Sotto il titolo ”Trieste e i tre presidenti” sul Piccolo del 12 agosto u.s. il prof. Stelio Spadaro ripercorre i dati salienti di quel percorso che ha portato Trieste a quello straordinario appuntamento svoltosi in città con la partecipazione dei 3 Presidenti di Italia, Slovenia e Croazia. Nel sottolineare che questo evento non poteva rappresentare solo un ricordo, ma anche un’opportunità, Spadaro coglie due aspetti che mi interessa riprendere: il ruolo nefasto che i diversi nazionalismi di ieri e di oggi, quello italiano e quello sloveno, hanno avuto e possono continuare ad avere se non vengono decisamente contrastati nella storia di un territorio come il nostro; e, accanto a questo, l’indiscutibile preziosità del lavoro svolto dai sindaci Illy e Dipiazza perché si potesse arrivare a questo evento che giustamente ha assunto un carattere storico. Le argomentazioni sostenute da Peter Mocnik delle quali mi limito a prendere atto, in quanto in verità prevalentemente dettate da esigenze dovute alla difesa d’ufficio della Slovenska Skupnost della quale è segretario, non contestano comunque i malefici risvolti dei diversi nazionalismi. Quello che mi preme far presente è, tuttavia, il ruolo che in questo percorso hanno svolto, con alterne intensità, anche le comunità religiose che aldiquà e aldilà del vecchio confine sono state protagoniste non secondarie della vita delle nostre popolazioni. E nel guardare a quella della Chiesa cattolica, penso con profonda gratitudine al difficile compito che si sono assunti in particolare i vescovi di Trieste mons. Bellomi e mons. Ravignani. Di quest’ultimo, richiamo in particolare quell’invito alla ”riconciliazione” che ha già agito in profondità e che avrebbe dovuto fare di Trieste (ma potrebbe farlo ancora) ”un esempio nel saper offrire un’esperienza nel superare gli scontri, …le separazioni, …i pregiudizi”, ”proprio a partire dalla sua storia, non da cancellare, ma da affidare alla memoria da purificare” (che sempre su questa rubrica don Del Ben ha ricordato qualche giorno dopo il grande concerto di Muti). È un segno di forte continuità con quanto a livello mondiale aveva significato la storica richiesta di perdono da parte di Papa Giovanni Paolo II per altri gravi errori della Chiesa, lungo l’arco della sua millenaria storia.

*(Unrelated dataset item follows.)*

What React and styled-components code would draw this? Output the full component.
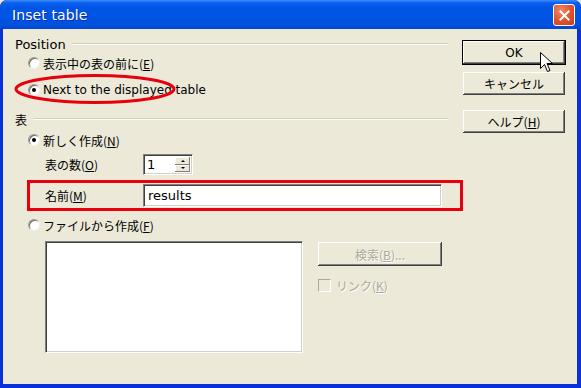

La forte responsabilità che si è preso il Vescovo Ravignani in quella circostanza può oggi essere sinceramente ricordata proprio accanto al lavoro svolto dai sindaci, per il suo significato religioso e profetico, proprio di un indirizzo pastorale che si è positivamente inserito nel comune obiettivo civile raggiunto. Lo dico perché i diversi nazionalismi richiamati da Spadaro per i loro aspetti politici e culturali e che hanno caratterizzato anche l’attività della Chiesa tra le genti di queste tre nazioni, hanno avuto a loro volta un’analoga importanza nella evoluzione della vita delle rispettive comunità religiose, prima ancora che nel contesto civile e politico. La passione pastorale di Ravignani è quindi l’esemplificazione di un segnale – per il quale non lo si ringrazierà mai abbastanza – destinato ad avere, mi auguro, conseguenze e riscontrare significative condivisioni e coerenti comportamenti anche in Slovenia e Croazia. Certo, il contesto europeo in cui oggi questi territori sono chiamati a convivere, può facilitare un percorso che – come ha acutamente scritto il prof. Paolo Segatti nel fondo del Piccolo con il quale ha commentato l’evento del 13 luglio – interpella oggi più che mai proprio la Chiesa cattolica in ragione del ruolo avuto nel percorso troppo spesso drammatico dei nostri Paesi dal dopoguerra ai nostri giorni. I semi della riconciliazione e del perdono sono cioè gli elementi per poter superare una responsabilità anche religiosa che pure c’è stata e che ha contrassegnato la vita dei credenti, italiani, croati, sloveni.